Remnant forest in Costa Rican working landscapes fosters bird communities that are indistinguishable from protected areas.

Published online
21 Jul 2020
Content type
Journal article
Journal title
Journal of Applied Ecology
DOI
10.1111/1365-2664.13419

Author(s)
Karp, D. S. & Echeverri, A. & Zook, J. & Juárez, P. & Ke, A. & Krishnan, J. & Chan, K. M. A. & Frishkoff, L. O.
Contact email(s)
dkarp@ucdavis.edu

Publication language
English
Location
Costa Rica

Abstract

The outcome of the ongoing biodiversity crisis depends on the capacity of the Earth's wildlife to persist in working landscapes. Yet, the species that occupy working landscapes are often distinct from those in protected areas, with a large group of "sensitive species" thought to rarely venture into human-dominated landscapes. As governments have committed to restoring degraded lands world-wide, determining whether and how working landscapes can be restored to benefit sensitive species remains a major challenge. We surveyed Neotropical birds across Northwestern Costa Rica in protected areas, farms and forests embedded within working landscapes. We analysed community composition to understand how gradients of forest cover, fragmentation and regional precipitation determine how conserving (or restoring) tropical forests in working landscapes could safeguard entire communities, especially sensitive species with limited ranges. We found agricultural sites maintained relatively high bird diversity but hosted very distinct communities from those found in protected areas.
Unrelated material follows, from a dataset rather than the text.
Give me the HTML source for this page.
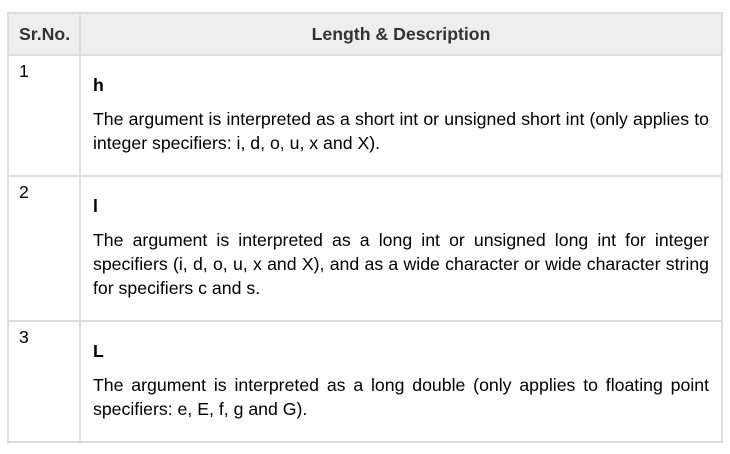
<!DOCTYPE html>
<html><head><style>
body{margin:0;background:#fff;font-family:"Liberation Sans",sans-serif;font-size:17.7px;color:#000;}
table{position:absolute;left:7px;top:12px;width:716px;border-collapse:collapse;}
td,th{border:2px solid #ddd;vertical-align:top;line-height:24px;}
th{background:#eee;height:40px;padding:0;vertical-align:middle;font-weight:bold;color:#333;}
th.n{text-align:left;padding-left:10px;width:60px;}
td.n{padding:3px 10px;}
td.d{padding:7px 12px 10px 12px;text-align:justify;}
p{margin:10px 0;}
b{display:block;margin-top:10px;}
</style></head><body>
<table>
<tr><th class="n">Sr.No.</th><th>Length &amp; Description</th></tr>
<tr><td class="n">1</td><td class="d"><b>h</b><p>The argument is interpreted as a short int or unsigned short int (only applies to integer specifiers: i, d, o, u, x and X).</p></td></tr>
<tr><td class="n">2</td><td class="d"><b>l</b><p>The argument is interpreted as a long int or unsigned long int for integer specifiers (i, d, o, u, x and X), and as a wide character or wide character string for specifiers c and s.</p></td></tr>
<tr><td class="n">3</td><td class="d"><b>L</b><p>The argument is interpreted as a long double (only applies to floating point specifiers: e, E, f, g and G).</p></td></tr>
</table>
</body></html>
The average range size of species found in agricultural communities was double the size of species in protected areas. However, high forest cover sites in working landscapes housed bird communities with small range sizes that were equivalent to those in nearby protected areas, despite being twice as fragmented and significantly more disturbed. The effect of local forest cover on bird composition was contingent on both landscape context and regional climate. When local forest cover increased in wetter regions and more forested landscapes, bird communities in working landscapes exhibited a stronger shift towards the assemblages found in protected areas. Specifically, we found that reforesting the wettest sites would increase similarity to protected areas fourfold compared to only a twofold increase in the driest sites. Synthesis and applications. Despite experiencing much more fragmentation and degradation than protected areas, forests in Costa Rican working landscapes can maintain bird communities that strongly resemble those found in protected areas. This suggests that conserving or restoring forests in working landscapes, particularly within wetter regions and already forested landscapes, may safeguard bird communities when creating protected areas is infeasible.